Tem gente que aproveita pra lhe dar uma lição.

Já sabe tudo de gente, ele conhece quem passa

Já descobriu que tem poder sobre quem passa na praça

Tem gente que escuta, tem gente que não

Tem gente que aproveita pra mais uma repressão

Leva esse moleque pra longe, interna esse menino sem ninguém

Na rua ele atrapalha as pessoas, melhor é interná-lo na FEBEM.

Refrão

Diz que não, que não dá, diz que dar não faz bem

Dar esmola atrapalha é melhor na FEBEM

Que o governo é quem cuida é melhor internar

Tá pedindo dinheiro, não vou dar, não vou dar.

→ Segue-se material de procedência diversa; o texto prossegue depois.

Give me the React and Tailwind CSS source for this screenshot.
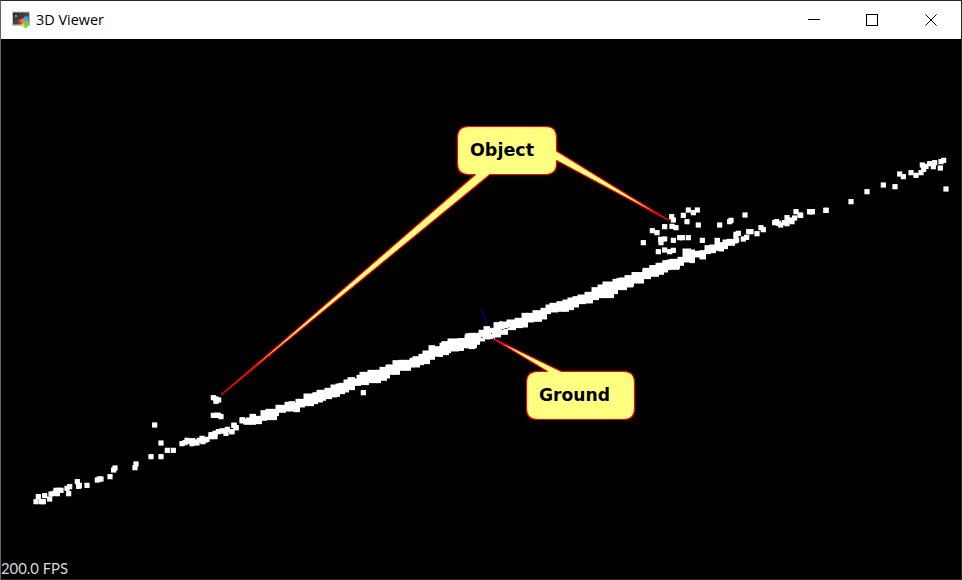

Há uma menina abandonada lá no bar da pureza

Estende a mão com voz chorosa a quem se senta na mesa

Tem gente que ajuda, tem gente que não

Tem gente que aproveita pra lhe dar uma lição

Já sabe tudo de gente ela conhece os clientes

Já descobriu quem ajuda e quem resmunga entre os dentes

Tem gente que escuta, tem gente que não

Tem gente que aproveita pra passar mais um sermão.

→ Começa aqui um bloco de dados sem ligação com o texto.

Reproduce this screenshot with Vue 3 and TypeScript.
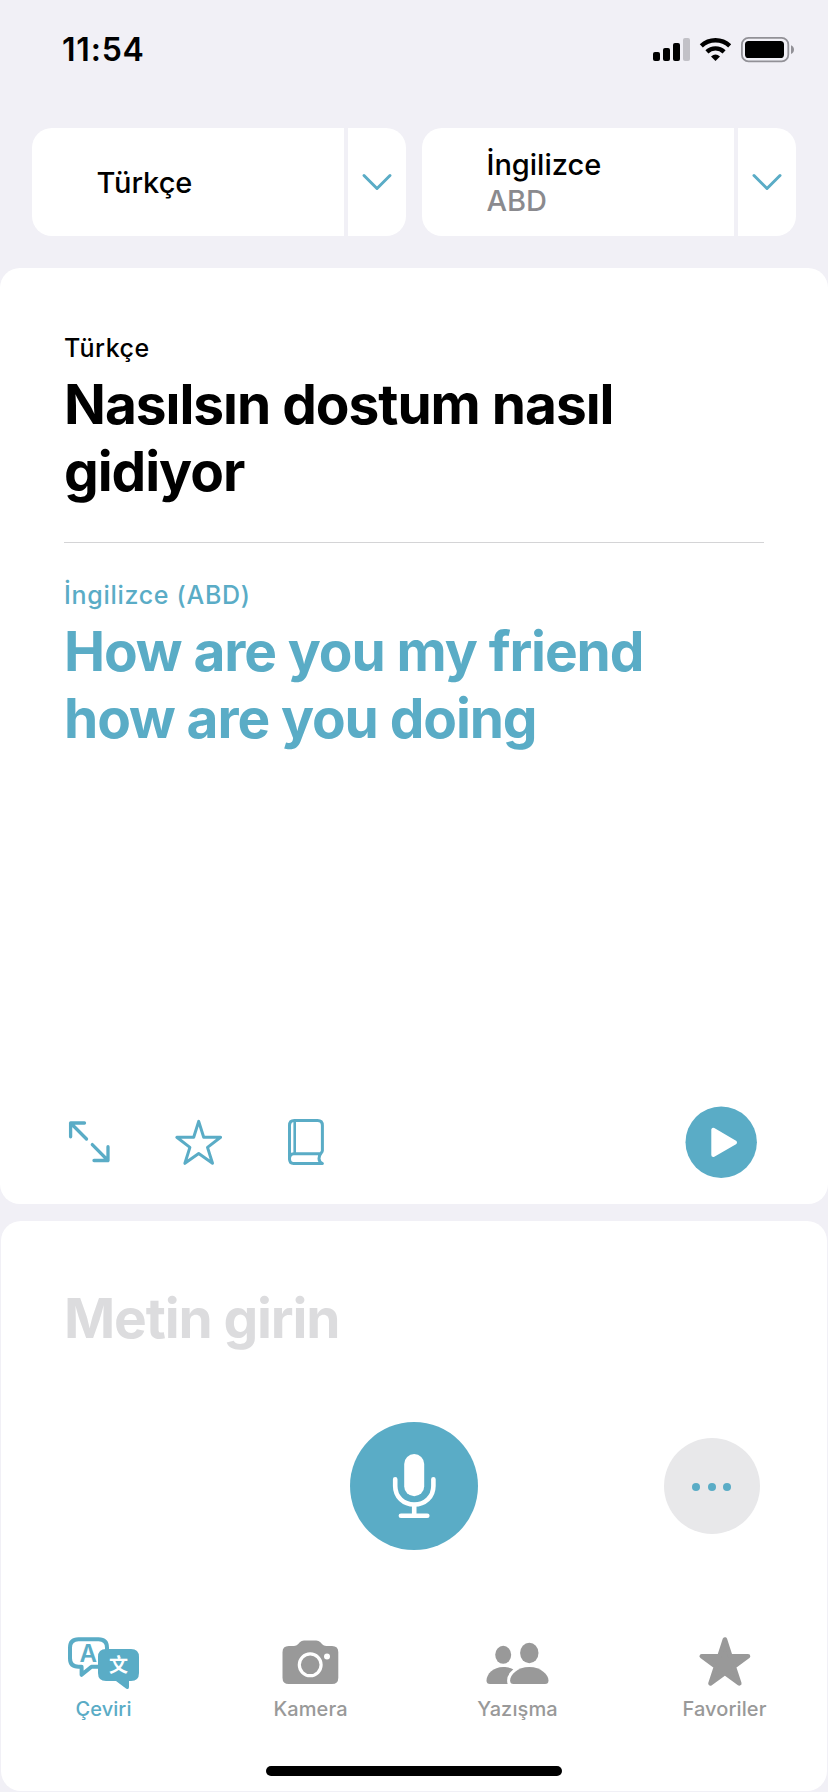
<script setup lang="ts">
interface Language {
  name: string
  region?: string
}

const languages: Language[] = [{ name: 'Türkçe' }, { name: 'İngilizce', region: 'ABD' }]

const tabs = [
  { id: 'translate', label: 'Çeviri', active: true },
  { id: 'camera', label: 'Kamera', active: false },
  { id: 'chat', label: 'Yazışma', active: false },
  { id: 'favorites', label: 'Favoriler', active: false },
]
</script>

<template>
  <div class="screen">
    <header class="status">
      <span class="time">11:54</span>
      <svg class="status-icons" viewBox="652 32 144 36" width="144" height="36">
        <rect x="653" y="52" width="7" height="9" rx="2" />
        <rect x="663" y="48" width="7" height="13" rx="2" />
        <rect x="673" y="43" width="7" height="18" rx="2" />
        <rect x="683" y="38" width="7" height="23" rx="2" fill="#c2c1c7" />
        <g fill="none" stroke="#000" stroke-width="4.4">
          <path d="M701.3 45.9 A20.6 20.6 0 0 1 729.7 45.9" />
          <path d="M706.9 51.8 A12.6 12.6 0 0 1 724.1 51.8" />
        </g>
        <path d="M715.5 61 L711 56.6 Q715.5 52.6 720 56.6 Z" />
        <rect x="741.9" y="37.9" width="46.4" height="23.4" rx="6.6" fill="none" stroke="#929197" stroke-width="1.8" />
        <rect x="745" y="41" width="39" height="17" rx="3.6" />
        <path d="M791 45.2 Q794 46.5 794 49.6 Q794 52.7 791 54 Z" fill="#929197" />
      </svg>
    </header>

    <nav class="languages">
      <div v-for="lang in languages" :key="lang.name" class="language">
        <button class="language-name">
          <span>{{ lang.name }}</span>
          <span v-if="lang.region" class="region">{{ lang.region }}</span>
        </button>
        <button class="language-toggle">
          <svg viewBox="0 0 32 20" width="32" height="20">
            <path d="M3 3.5 L16 16.5 L29 3.5" fill="none" stroke="#5aacc6" stroke-width="3" stroke-linecap="round" stroke-linejoin="round" />
          </svg>
        </button>
      </div>
    </nav>

    <main class="card result">
      <section class="entry">
        <p class="caption">Türkçe</p>
        <h2 class="phrase source">Nasılsın dostum nasıl gidiyor</h2>
      </section>
      <hr class="divider" />
      <section class="entry translated">
        <p class="caption wide">İngilizce (ABD)</p>
        <h2 class="phrase target">How are you my friend how are you doing</h2>
      </section>

      <div class="actions">
        <svg viewBox="64 1106 264 72" width="264" height="72" fill="none" stroke="#5aacc6" stroke-width="3" stroke-linecap="round" stroke-linejoin="round">
          <g stroke-width="3.3">
            <path d="M84.5 1123 H70.6 V1136.8 M70.6 1123 L86.5 1139" />
            <path d="M94 1160.5 H108 V1146.7 M108 1160.5 L92.3 1144.6" />
          </g>
          <path d="M198.7 1121.4 L203.7 1137.3 H220.6 L207.5 1147.4 L212.5 1163.3 L198.7 1153.6 L184.9 1163.3 L189.9 1147.4 L176.8 1137.3 H193.7 Z" />
          <path d="M289.5 1159.5 V1125.5 Q289.5 1120.6 294.4 1120.6 H317.5 Q322.4 1120.6 322.4 1125.5 V1150.5 C322.4 1153 319 1153.5 319 1158.5 C319 1161.5 320.5 1162.5 322.4 1163.5 H293.5 Q289.5 1163.5 289.5 1158.8 Q289.5 1153.8 293.8 1153.8 H320.5" />
          <path d="M294.7 1121 V1153.5" stroke-width="2.6" />
        </svg>
        <button class="play">
          <svg viewBox="0 0 72 72" width="72" height="72">
            <circle cx="36.2" cy="36.2" r="35.7" fill="#5aacc6" />
            <path d="M28.3 23.8 V49 L50 36.4 Z" fill="#fff" stroke="#fff" stroke-width="4" stroke-linejoin="round" />
          </svg>
        </button>
      </div>
    </main>

    <section class="card composer">
      <p class="placeholder">Metin girin</p>
      <div class="controls">
        <button class="round mic">
          <svg viewBox="390 1450 48 72" width="48" height="72" fill="none" stroke="#fff" stroke-width="4.6" stroke-linecap="round">
            <rect x="404.2" y="1454" width="20" height="42.2" rx="10" fill="#fff" stroke="none" />
            <path d="M395.2 1479.3 V1486 C395.2 1497 403.5 1504.5 414.2 1504.5 C425 1504.5 433.4 1497 433.4 1486 V1479.3" />
            <path d="M414.2 1505 V1515 M400.9 1515.8 H427.3" />
          </svg>
        </button>
        <button class="round more">
          <i></i><i></i><i></i>
        </button>
      </div>

      <nav class="tabs">
        <a v-for="tab in tabs" :key="tab.id" class="tab" :class="[tab.id, { active: tab.active }]">
          <svg v-if="tab.id === 'translate'" viewBox="66 1632 76 60" width="76" height="60">
            <path d="M100 1666.7 H91.5 L81.6 1674.8 V1666.7 H78.5 Q70 1666.7 70 1658.2 V1647.7 Q70 1639.2 78.5 1639.2 H98.5 Q107 1639.2 107 1647.7 V1652" fill="none" stroke="currentColor" stroke-width="4" stroke-linejoin="round" />
            <text class="glyph" x="88.2" y="1662" fill="currentColor">A</text>
            <path d="M106 1649 H131 Q139 1649 139 1657 V1673 Q139 1681 131 1681 H129 V1687 Q129 1690 126 1688.5 L116 1681 H106 Q98 1681 98 1673 V1657 Q98 1649 106 1649 Z" fill="currentColor" />
            <text class="glyph han" x="118.6" y="1671.5" fill="#fff">文</text>
          </svg>
          <svg v-else-if="tab.id === 'camera'" viewBox="272.5 1632 76 60" width="76" height="60">
            <path d="M288 1646 H293.5 Q296 1646 297.5 1644.3 L299.3 1642.3 Q301 1640.5 303.5 1640.5 H315.7 Q318.2 1640.5 319.9 1642.3 L321.7 1644.3 Q323.2 1646 325.7 1646 H331.5 Q337.8 1646 337.8 1652.3 V1677.7 Q337.8 1684 331.5 1684 H288.3 Q282 1684 282 1677.7 V1652.3 Q282 1646 288.3 1646 Z" fill="currentColor" />
            <circle cx="309.7" cy="1664.8" r="10.9" fill="none" stroke="#fff" stroke-width="3.2" />
            <circle cx="326.5" cy="1656.6" r="3" fill="#fff" />
          </svg>
          <svg v-else-if="tab.id === 'chat'" viewBox="479.5 1632 76 60" width="76" height="60" fill="currentColor">
            <ellipse cx="502.7" cy="1654.8" rx="8" ry="9" />
            <ellipse cx="528.8" cy="1653" rx="9.2" ry="10.2" />
            <path d="M489.5 1684 Q486 1684 486 1680.5 C486 1674 493 1667 502.7 1667 C507 1667 510 1668 513 1669.6 L510 1684 Z" />
            <path d="M513 1684 Q509.6 1684 509.6 1680.5 C509.6 1675 517 1667 528.8 1667 C540.6 1667 548 1675 548 1680.5 Q548 1684 544.5 1684 Z" stroke="#fff" stroke-width="6" paint-order="stroke" />
          </svg>
          <svg v-else viewBox="686.5 1632 76 60" width="76" height="60">
            <path d="M724.4 1639.5 L729.8 1656.2 H747.5 L733.3 1666.7 L738.8 1683.4 L724.4 1673 L710 1683.4 L715.5 1666.7 L701.3 1656.2 H719 Z" fill="currentColor" stroke="currentColor" stroke-width="4.6" stroke-linejoin="round" />
          </svg>
          <span>{{ tab.label }}</span>
        </a>
      </nav>
      <div class="home-bar"></div>
    </section>
  </div>
</template>

<style>
body {
  background: #f1f0f6;
}
</style>

<style scoped>
.screen {
  width: 828px;
  height: 1792px;
  overflow: hidden;
  display: flex;
  flex-direction: column;
  background: #f1f0f6;
  color: #000;
  font-family: Inter, 'Liberation Sans', sans-serif;
}
button {
  border: 0;
  padding: 0;
  font: inherit;
  color: inherit;
  background: none;
}
svg {
  display: block;
}
p,
h2 {
  margin: 0;
}
.status {
  height: 128px;
  padding: 32px 32px 0 62px;
  box-sizing: border-box;
  display: flex;
  align-items: flex-start;
  justify-content: space-between;
}
.time {
  font-size: 32px;
  line-height: 36px;
  font-weight: 600;
  letter-spacing: 0.8px;
}
.languages {
  display: flex;
  gap: 16px;
  padding: 0 32px;
}
.language {
  display: flex;
  gap: 4px;
  width: 374px;
  height: 108px;
  border-radius: 20px;
  overflow: hidden;
}
.language-name {
  width: 312px;
  padding: 2px 0 0 64.5px;
  box-sizing: border-box;
  display: flex;
  flex-direction: column;
  justify-content: center;
  align-items: flex-start;
  background: #fff;
  font-size: 29px;
  line-height: 36px;
  font-weight: 500;
}
.region {
  color: #8a8a8e;
}
.language-toggle {
  flex: 1;
  display: flex;
  align-items: center;
  justify-content: center;
  padding-right: 1px;
  background: #fff;
}
.card {
  background: #fff;
  border-radius: 20px;
  box-sizing: border-box;
  display: flex;
  flex-direction: column;
}
.result {
  margin-top: 32px;
  height: 936px;
  padding: 65px 64px 26px;
}
.caption {
  font-size: 25px;
  line-height: 30px;
  font-weight: 500;
  letter-spacing: 0.5px;
}
.caption.wide {
  letter-spacing: 0.7px;
}
.phrase {
  margin-top: 8px;
  font-size: 55px;
  line-height: 67px;
  font-weight: 700;
  letter-spacing: -1.1px;
}
.phrase.source {
  letter-spacing: -1.03px;
}
.divider {
  width: 100%;
  height: 1px;
  margin: 37px 0;
  border: 0;
  background: #d4d4d6;
}
.translated {
  color: #5aacc6;
}
.actions {
  margin-top: auto;
  display: flex;
  justify-content: space-between;
  padding-right: 7px;
}
.composer {
  margin: 17px 1px 1px;
  height: 570px;
  padding-top: 64px;
}
.placeholder {
  padding-left: 63px;
  font-size: 55px;
  line-height: 67px;
  font-weight: 700;
  letter-spacing: -1.15px;
  color: #dcdcde;
}
.controls {
  display: grid;
  grid-template-columns: 1fr 128px 1fr;
  align-items: center;
  margin-top: 70px;
}
.round {
  display: flex;
  align-items: center;
  justify-content: center;
  border-radius: 50%;
}
.mic {
  grid-column: 2;
  width: 128px;
  height: 128px;
  background: #5aacc6;
}
.more {
  justify-self: end;
  margin-right: 67px;
  width: 96px;
  height: 96px;
  padding: 2px 1px 0 0;
  box-sizing: border-box;
  gap: 7.5px;
  background: #e8e8ea;
}
.more i {
  width: 8px;
  height: 8px;
  border-radius: 50%;
  background: #5aacc6;
}
.tabs {
  display: grid;
  grid-template-columns: repeat(4, 207px);
  margin: 82px -1px 0;
}
.tab {
  display: flex;
  flex-direction: column;
  align-items: center;
  gap: 5px;
  color: #999;
  font-size: 20px;
  line-height: 24px;
  font-weight: 500;
  letter-spacing: 0.1px;
}
.tab.active {
  color: #5aacc6;
}
.glyph {
  font-size: 24px;
  font-weight: 600;
  letter-spacing: 0;
  text-anchor: middle;
}
.han {
  font-family: 'Noto Sans CJK SC', sans-serif;
  font-size: 19px;
  font-weight: 700;
}
.home-bar {
  width: 296px;
  height: 10px;
  margin: 45px auto 0;
  border-radius: 5px;
  background: #000;
}
</style>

Sai, sai, sai, sai desta rua menina

A rua é perigosa pra mulher

Meninas se corrompem na rua

Se prosseguir assim ninguém a quer.

Refrão

Diz que não, que não dá, diz que dar não faz bem

Dar esmola atrapalha é melhor na FEBEM

Que o governo é quem cuida é melhor internar

Tá pedindo dinheiro, não vou dar, não vou dar.

3 Comments:

Anônimo said...

Parabéns Tal, pela sua "nova" religião. A conversa respeitosa e constante com o Criador é a melhor das religiões, ou seja, o diálogo Espiritualista é o verdadeiro e grande alimento imprescindível ao homem.
Eu também, já não suportando mais as peculiares hipocrisias das religiões, tenho adotado a Espiritualidade como religião predileta. Siga em frente sem medo, porque o PAI estará sempre do lado dos não hipócritas.
Um abraço do mano,
Ângelo Messias (Sias)

vitaloliveira@gmail.com said...

É bom saber que não estamos sozinhos na caminhada!

Anônimo said...

Olá, Vital! É assim mesmo que acontece. Não nego, porém, que sou um interessado das religiões, a despeito da tortuosidade de seus caminhos. Acredito no ecumenismo, mais até do que no conjunto das pessoas que procuram promovê-lo. É algo que me parece natural, na medida do amadurecimento das pessoas. Penso sempre naqueles poucos e naquelas poucas que, dentro das diversas religiões, conseguem traduzir e viver a razão de ser desse fenômeno (religião), que Durkheim e outros descortinaram sob olhar científico. Os fazeres humanos em geral têm seus fiéis cumpridores e seus embromadores, estes sempre em número maior, mesmo quando se procurou a melhor distribuição dos bens da terra. Custou-me reconhecer isso, mas, é verdade. Mesmo as instâncias construídas para abrigar o mais belo ideal (ou principalmente estas) restam marcadas por abusos de autoridade e de interesses próprios. Eu prezo a simbologia das religiões como algo que, de fato, faz parte de nossa relação com o sagrado,como você bem expressou em sua crônica.(Isso me lembra o filósofo Maritain dizendo que o homem é um animal que se alimenta de coisas transcendentais.) Mas é preciso se complementar o transcendental necessário com a contemplação do Cristo no rosto daqueles que sofrem. A humanidade em si é muito contraditória. As instituições humanas terminam marcadas por estas contradições.